In 1863, however, there was a lull. Charles was away in Ceylon, as were two of the couple’s sons. Julia was lonely (“I assume vivacity of manner for my own sake as well as for others,” she said, in a gust of candor), and one of her daughters gave her a present to keep her spirits up, adding, “It may amuse you, Mother, to try to photograph during your solitude.” The gift was a camera. She was forty-eight years old.

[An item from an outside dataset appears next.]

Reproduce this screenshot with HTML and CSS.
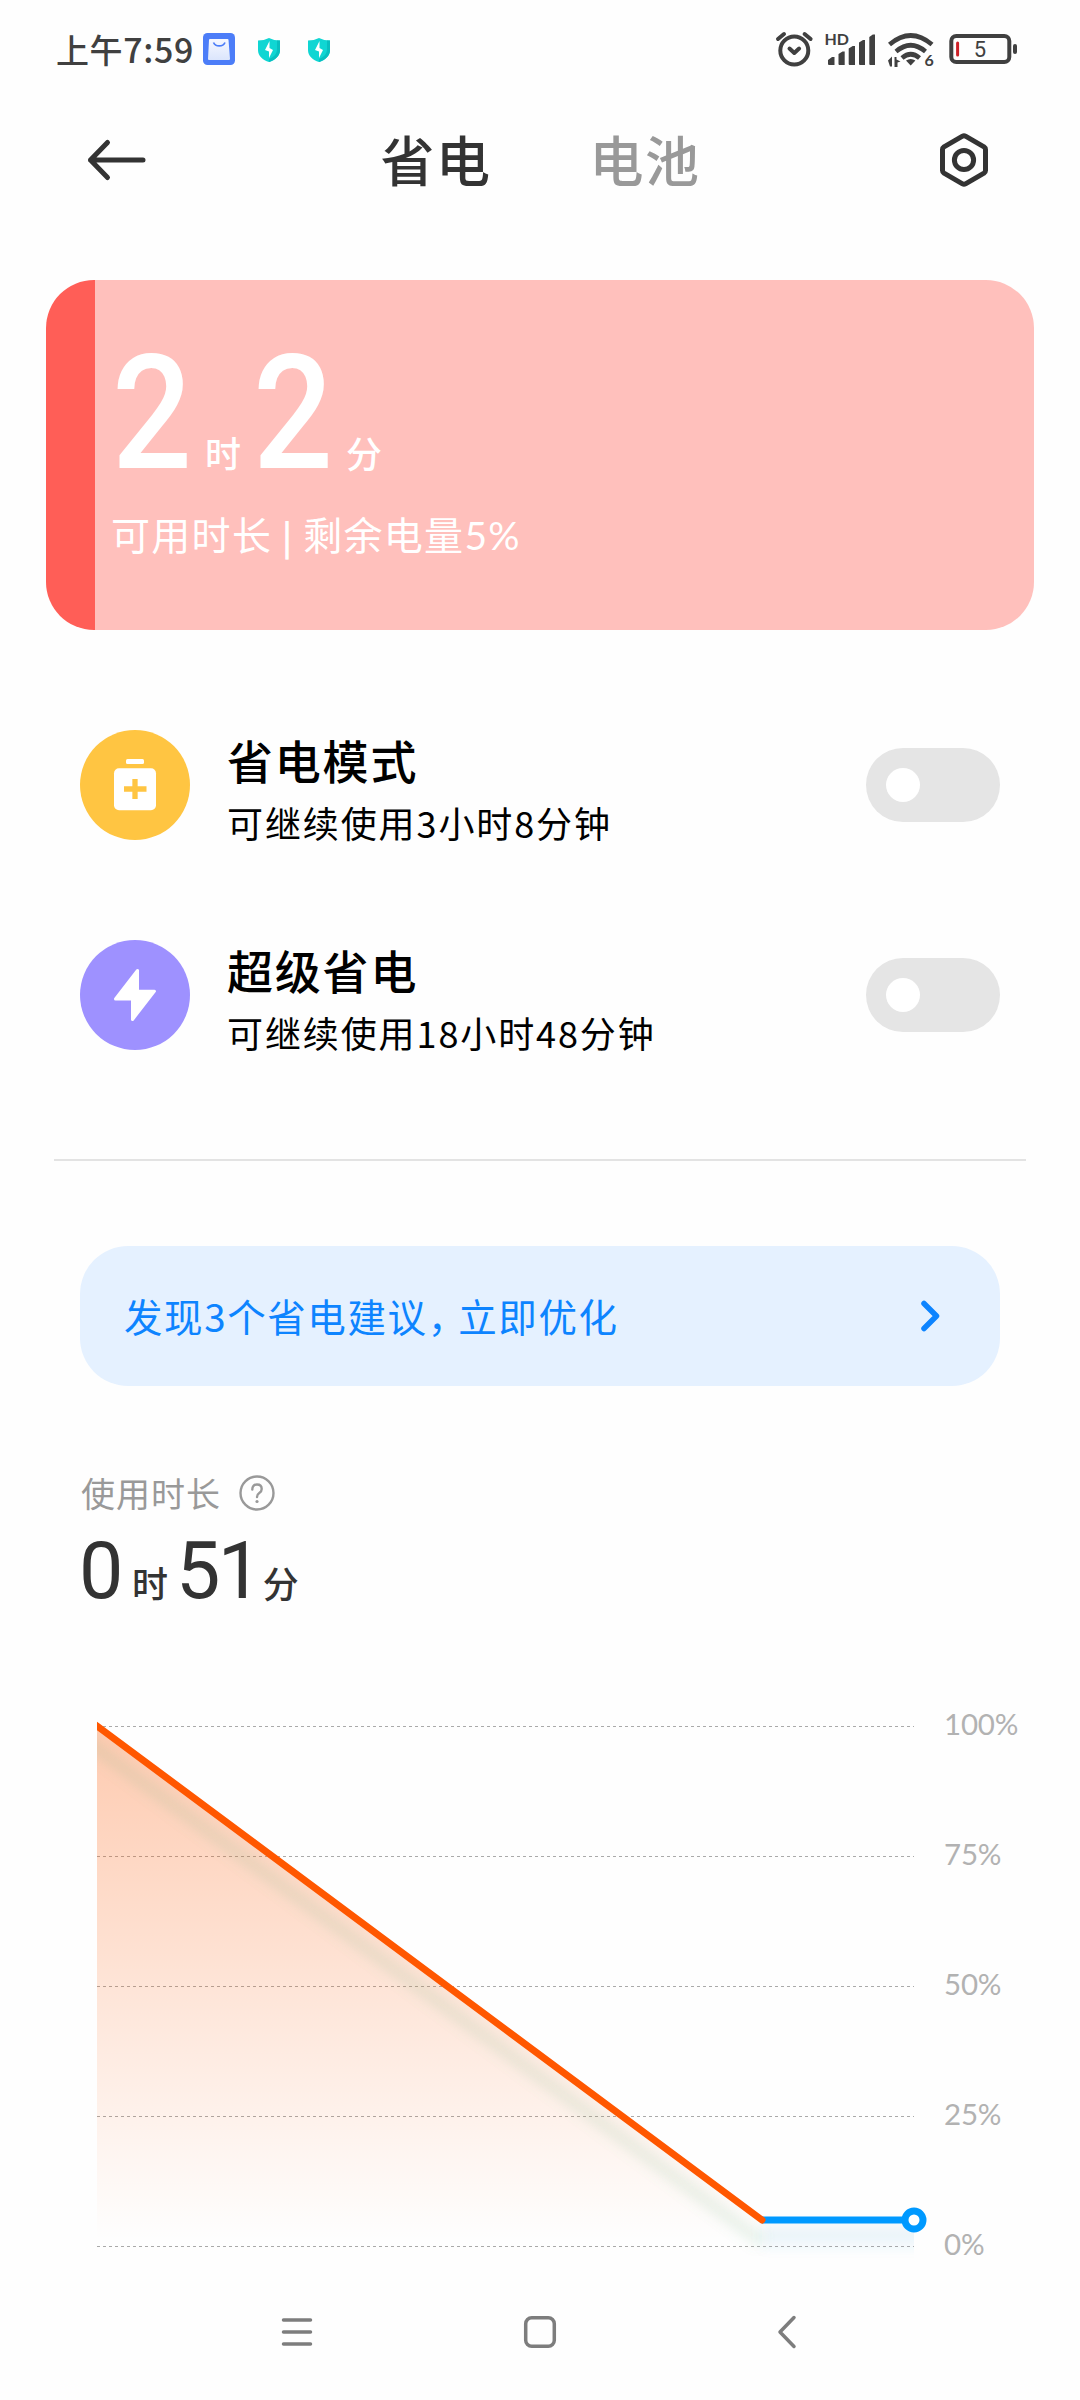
FILE: index.html
```html
<!DOCTYPE html>
<html lang="zh-CN">
<head>
<meta charset="utf-8">
<title>省电与电池</title>
<link rel="stylesheet" href="styles.css">
</head>
<body>
<div class="screen">
  <div class="status">
    <div class="status-left">
      <span class="clock">上午<span class="clock-digits">7:59</span></span>
      <svg class="app-icon" width="32" height="32" viewBox="0 0 32 32">
        <defs><linearGradient id="bag" x1="0" y1="0" x2="0" y2="1"><stop offset="0" stop-color="#f6f8ff"/><stop offset="1" stop-color="#dbe5fc"/></linearGradient></defs>
        <rect width="32" height="32" rx="4.5" fill="#4c7df8"/>
        <path d="M7 6h17.500q1 0 1 1l1.500 19q0 1-1 1H6q-1 0-1-1L6 7q0-1 1-1z" fill="url(#bag)"/>
        <path d="M10.500 9.500c2 4.500 9.500 4.500 11.500 0" fill="none" stroke="#4c7df8" stroke-width="1.700"/>
      </svg>
      <svg class="shield" width="22" height="24" viewBox="0 0 22 24">
        <path d="M11 0q5 2.500 11 2.500V12c0 6-5 10-11 12C5 22 0 18 0 12V2.500Q6 2.500 11 0z" fill="#0fd6d3"/>
        <path d="M19 2.400l3 .1V12c0 6-5 10-11 12l0-3c5-2 8-5 8-10z" fill="#08bfc0"/>
        <path d="M11.500 3v7l3.500 2-4 8v-6.500L7 12z" fill="#fff"/>
      </svg>
      <svg class="shield" width="22" height="24" viewBox="0 0 22 24">
        <path d="M11 0q5 2.500 11 2.500V12c0 6-5 10-11 12C5 22 0 18 0 12V2.500Q6 2.500 11 0z" fill="#0fd6d3"/>
        <path d="M19 2.400l3 .1V12c0 6-5 10-11 12l0-3c5-2 8-5 8-10z" fill="#08bfc0"/>
        <path d="M11.500 3v7l3.500 2-4 8v-6.500L7 12z" fill="#fff"/>
      </svg>
    </div>
    <svg width="245" height="40" viewBox="775 30 245 40" fill="none" stroke="#404040" stroke-linecap="round" stroke-linejoin="round">
      <g stroke-width="4">
        <circle cx="794.300" cy="50.500" r="14"/>
        <path d="M778 39l6-5M804.600 34l6 5M789.500 48.500l4.800 4.500 4.800-4.500"/>
      </g>
      <g fill="#404040" stroke="none">
        <text class="hd" x="824.500" y="45">HD</text>
        <path d="M828 60l4-3h2.500v8h-5.500q-1 0-1-1zM838.500 54l4-2.500h2.200V65h-5.200q-1 0-1-1zM848.700 48.500l4-2.500h2.300V65h-5.300q-1 0-1-1zM859 42.500l4-2.500h2V65h-5q-1 0-1-1zM869.300 37l3.500-2.500h2.200V65h-4.700q-1 0-1-1z"/>
        <path d="M906 60.500q4.700-3 9.400 0L910.700 65.500z"/>
        <path d="M888 60.500l4-4 0 10h-2zM894.500 57h2l0 2.500 4 2-3 1v4.500h-3z" />
        <text class="hd" x="924.600" y="66.200">6</text>
      </g>
      <g stroke-width="4.600" stroke-linecap="butt">
        <path d="M889.500 44.500Q910.700 26.500 932 44.500M896 51.500Q910.700 39 925.500 51.500M902 58Q910.700 50.500 919.500 58"/>
      </g>
      <rect x="951.300" y="36" width="58" height="26" rx="5" stroke-width="4"/>
      <path d="M1015 46v6" stroke-width="4"/>
      <path d="M957.600 43v12" stroke="#cd2027" stroke-width="3"/>
      <text class="level" x="980" y="57.300" fill="#404040" stroke="none" text-anchor="middle">5</text>
    </svg>
  </div>

  <div class="header">
    <svg width="60" height="44" viewBox="87 138.500 60 44" fill="none" stroke="#333" stroke-width="5" stroke-linecap="round" stroke-linejoin="round"><path d="M143 160.500H90.500M107.500 143L90.500 160.500l17 17.500"/></svg>
    <div class="tabs"><span class="tab tab-on">省电</span><span class="tab">电池</span></div>
    <svg width="52" height="56" viewBox="0 0 52 56" fill="none" stroke="#333" stroke-width="5" stroke-linejoin="round"><path d="M24.500 4.200q1.500-.8 3 0l18.500 10.600q1.500 1 1.500 2.700v21q0 1.700-1.500 2.700L27.500 51.800q-1.500.8-3 0L6 41.200q-1.500-1-1.500-2.700v-21q0-1.700 1.500-2.700z"/><circle cx="26" cy="28" r="9.600"/></svg>
  </div>

  <div class="charge">
    <div class="charge-time"><span class="charge-num">2</span><span class="unit">时</span><span class="charge-num">2</span><span class="unit">分</span></div>
    <div class="charge-note"><span>可用时长</span><span class="bar">|</span><span>剩余电量<span class="pct">5%</span></span></div>
  </div>

  <div class="mode">
    <svg width="110" height="110" viewBox="0 0 110 110"><circle cx="55" cy="55" r="55" fill="#ffc542"/><rect x="46" y="29" width="18" height="5" rx="1.500" fill="#fff"/><rect x="34" y="38.300" width="42" height="42" rx="5" fill="#fff"/><path d="M55 49v20M44 59h22.500" stroke="#ffc542" stroke-width="5.300"/></svg>
    <div class="mode-text"><div class="mode-name">省电模式</div><div class="mode-note">可继续使用3小时8分钟</div></div>
    <div class="toggle"></div>
  </div>
  <div class="mode">
    <svg width="110" height="110" viewBox="0 0 110 110"><circle cx="55" cy="55" r="55" fill="#9e91ff"/><path d="M57.500 30.500V51.200h17L52.500 79.500V59H35.500z" fill="#fff" stroke="#fff" stroke-width="3" stroke-linejoin="round"/></svg>
    <div class="mode-text"><div class="mode-name">超级省电</div><div class="mode-note">可继续使用18小时48分钟</div></div>
    <div class="toggle"></div>
  </div>

  <hr class="rule">

  <div class="advice">
    <span class="advice-text">发现3个省电建议<span class="comma">，</span>立即优化</span>
    <svg width="20" height="32" viewBox="0 0 20 32" fill="none" stroke="#0d84ff" stroke-width="5.500" stroke-linecap="round" stroke-linejoin="round"><path d="M4 3.500L16.500 16 4 28.500"/></svg>
  </div>

  <div class="usage-label"><span class="usage-title">使用时长</span>
    <svg width="38" height="38" viewBox="0 0 38 38" fill="none" stroke="#999" stroke-width="2.400" stroke-linecap="round"><circle cx="19" cy="19" r="16.500"/><path d="M14.300 15.500q0-5 4.700-5t4.700 4.500q0 2.400-2.400 4-2.300 1.600-2.300 4"/><circle cx="19" cy="27.500" r="1.600" fill="#999" stroke="none"/></svg>
  </div>
  <div class="usage-time"><span class="usage-num">0</span><span class="unit unit-hour">时</span><span class="usage-num">51</span><span class="unit unit-minute">分</span></div>

  <div class="chart">
    <svg width="835" height="566" viewBox="97 1714 835 566" fill="none">
      <defs>
        <linearGradient id="area" gradientUnits="userSpaceOnUse" x1="0" y1="1726" x2="0" y2="2240"><stop offset="0" stop-color="#ff5700" stop-opacity=".31"/><stop offset="1" stop-color="#ff5700" stop-opacity="0"/></linearGradient>
        <filter id="soft" filterUnits="userSpaceOnUse" x="60" y="1700" width="900" height="600"><feGaussianBlur stdDeviation="6"/></filter>
        <clipPath id="plot"><rect x="97" y="1714" width="817" height="566"/></clipPath>
      </defs>
      <path d="M97 1726.500h817M97 1856.500h817M97 1986.500h817M97 2116.500h817M97 2246.500h817" stroke="#aaa" stroke-dasharray="3 3"/>
      <path d="M97 1726L762 2220H914V2246H97z" fill="url(#area)"/>
      <g clip-path="url(#plot)">
        <path d="M80 1736L762 2242" stroke="#6fb080" stroke-opacity=".14" stroke-width="14" filter="url(#soft)"/>
        <path d="M762 2236H940" stroke="#2a9fd8" stroke-opacity=".09" stroke-width="22" filter="url(#soft)"/>
        <path d="M762 2220H914" stroke="#09f" stroke-width="7"/>
        <path d="M90 1720.800L97 1726 762 2220" stroke="#ff5700" stroke-width="7" stroke-linecap="round"/>
      </g>
      <circle cx="914" cy="2220" r="9" fill="#fff" stroke="#09f" stroke-width="7"/>
    </svg>
    <div class="scale"><span>100%</span><span>75%</span><span>50%</span><span>25%</span><span>0%</span></div>
  </div>

  <div class="nav">
    <svg width="36" height="36" viewBox="0 0 36 36" stroke="#7d7d7d" stroke-width="3.500" stroke-linecap="round"><path d="M4.500 6h27M4.500 18h27M4.500 30h27"/></svg>
    <svg class="nav-home" width="36" height="36" viewBox="0 0 36 36" fill="none" stroke="#7d7d7d" stroke-width="3.500"><rect x="3.700" y="3.700" width="28.600" height="28.600" rx="6"/></svg>
    <svg width="36" height="36" viewBox="0 0 36 36" fill="none" stroke="#7d7d7d" stroke-width="3.500" stroke-linecap="round" stroke-linejoin="round"><path d="M25 3.500L11 18l14 14.500"/></svg>
  </div>
</div>
</body>
</html>
```
FILE: styles.css
```css
* { box-sizing: border-box; }
body {
  margin: 0;
  background: #fefefe;
  color: #333;
  font-family: "Noto Sans CJK SC", sans-serif;
}
svg { display: block; flex: none; }
.screen {
  width: 1080px;
  height: 2400px;
  overflow: hidden;
  display: flex;
  flex-direction: column;
}
.status {
  height: 100px;
  padding: 0 60px 0 56px;
  display: flex;
  align-items: center;
  justify-content: space-between;
}
.status-left { display: flex; align-items: center; }
.clock {
  width: 147px;
  font-size: 33px;
  line-height: 46px;
  font-weight: 500;
  letter-spacing: 0.6px;
  color: #404040;
  white-space: nowrap;
  padding-bottom: 3px;
}
.clock-digits { font-size: 34px; }
.app-icon { margin-right: 23px; margin-top: -2px; }
.shield { margin-right: 28px; }
.hd { font: 700 16px Lato, sans-serif; }
.level { font: 400 22px Roboto, sans-serif; }
.header {
  height: 120px;
  padding: 0 90px 0 87px;
  display: flex;
  align-items: center;
  justify-content: space-between;
}
.tabs {
  display: flex;
  gap: 98px;
  margin-right: 4px;
  font-size: 54px;
  line-height: 76px;
  letter-spacing: 1.5px;
  padding-bottom: 2px;
  font-weight: 500;
}
.tab { color: #999; }
.tab-on { color: #333; }
.charge {
  width: 988px;
  height: 350px;
  margin: 60px 46px 0;
  padding-left: 66px;
  border-radius: 48px;
  background: linear-gradient(90deg, #ff5e57 5%, #ffc0bc 5%);
  color: #fff;
}
.charge-time {
  display: flex;
  align-items: baseline;
  height: 225px;
  padding-top: 74px;
  line-height: 120px;
}
.charge-num {
  width: 93px;
  font-family: Roboto, sans-serif;
  font-size: 160px;
  font-weight: 500;
  transform: scaleX(0.88);
  transform-origin: left;
}
.charge-time .unit { width: 48px; }
.unit { font-size: 36px; font-weight: 500; }
.charge-note {
  display: flex;
  align-items: baseline;
  margin-left: -1px;
  font-size: 39px;
  line-height: 56px;
  letter-spacing: 1.3px;
  white-space: nowrap;
}
.bar { width: 31px; font-size: 34px; font-weight: 700; text-align: center; }
.pct { font-family: Lato, sans-serif; }
.mode {
  height: 110px;
  margin: 100px 80px 0;
  display: flex;
  align-items: center;
}
.mode-text { flex: 1; padding: 8px 0 0 37px; color: #000; }
.mode-name {
  font-size: 46px;
  line-height: 66px;
  letter-spacing: 1.8px;
  font-weight: 500;
}
.mode-note {
  font-size: 36px;
  line-height: 60px;
  letter-spacing: 1.9px;
}
.toggle {
  width: 134px;
  height: 74px;
  padding: 20px;
  border-radius: 37px;
  background: #e5e5e5;
}
.toggle::before {
  content: "";
  display: block;
  width: 34px;
  height: 34px;
  border-radius: 50%;
  background: #fff;
}
.rule {
  width: 972px;
  height: 2px;
  margin: 109px 54px 0;
  border: 0;
  background: #e3e3e3;
}
.advice {
  height: 140px;
  margin: 85px 80px 0;
  padding: 0 60px 0 44px;
  display: flex;
  align-items: center;
  justify-content: space-between;
  border-radius: 48px;
  background: #e5f1ff;
  color: #0d84ff;
  font-size: 38.5px;
  letter-spacing: 1.6px;
}
.advice-text { padding-bottom: 3px; }
.comma { letter-spacing: -8px; }
.usage-label {
  display: flex;
  align-items: center;
  gap: 17px;
  height: 50px;
  margin: 82px 0 0 81px;
  color: #999;
  font-size: 34px;
  letter-spacing: 1px;
}
.usage-title { padding-bottom: 2px; }
.usage-time {
  display: flex;
  align-items: baseline;
  height: 100px;
  margin-left: 79px;
  padding-top: 23px;
  line-height: 60px;
}
.usage-num {
  font-family: Roboto, sans-serif;
  font-size: 79px;
  letter-spacing: -2.5px;
}
.unit-hour { width: 55px; padding-left: 11px; }
.unit-minute { padding-left: 3px; }
.chart {
  height: 566px;
  margin: 96px 0 0 97px;
  display: flex;
  gap: 12px;
}
.scale {
  height: 560px;
  margin-top: -10px;
  display: flex;
  flex-direction: column;
  justify-content: space-between;
  font: 400 29.5px/40px Lato, sans-serif;
  letter-spacing: -0.2px;
  color: #b2b2b2;
}
.nav {
  display: flex;
  justify-content: space-between;
  padding: 34px 275px 0 279px;
}
.nav-home { margin-right: 4px; }
```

Being given a camera, in the eighteen-sixties, especially if you were a woman, was like being given a new Mini nowadays: the latest boxy object, practical and fun (“It may amuse you”), lending dash to your existence and allowing you to see more of your friends. What Cameron got, in fact, was two wooden boxes, one of which slid inside the other, with a French lens of fixed aperture. Images were recorded on a heavy, rectangular glass plate—the film of its day—measuring eleven inches by nine. In 1866, when the bug had bitten deep, she upgraded to an even bulkier piece of kit, which took plates of fifteen by twelve. Not only would a Mini be easier to operate. It would be easier to carry.

The mechanics of early photography may seem arduous, but they were hyper-refined when compared with the chemistry. Using the wet collodion process, which had been devised in 1851, and of which Cameron availed herself with predictable eagerness, was about as easy as running a laboratory on a waterslide, against the clock. Collodion is a flammable syrup; you poured it onto the plate, tipping this way and that to glaze the surface. One hitch with collodion is that it loses sensitivity after ten minutes, so you had to work fast. You dipped the plate in a solution of silver nitrate, and, while it was still wet, exposed it. (This was the bit we call art.) Next came development—another chemical coating, evenly applied. The plate had to be rinsed, dried, held in front of a flame “as hot as the hand will bear,” carefully varnished, washed again, and dried. To make a print from it, you submerged paper in two solutions, one of egg white, and one of silver nitrate; no enlargement was needed, so the paper was placed flat against the negative, exposed to sunlight, then washed and dried. To be fancy, you could tone it with gold chloride. Chickens also came in handy, for the eggs.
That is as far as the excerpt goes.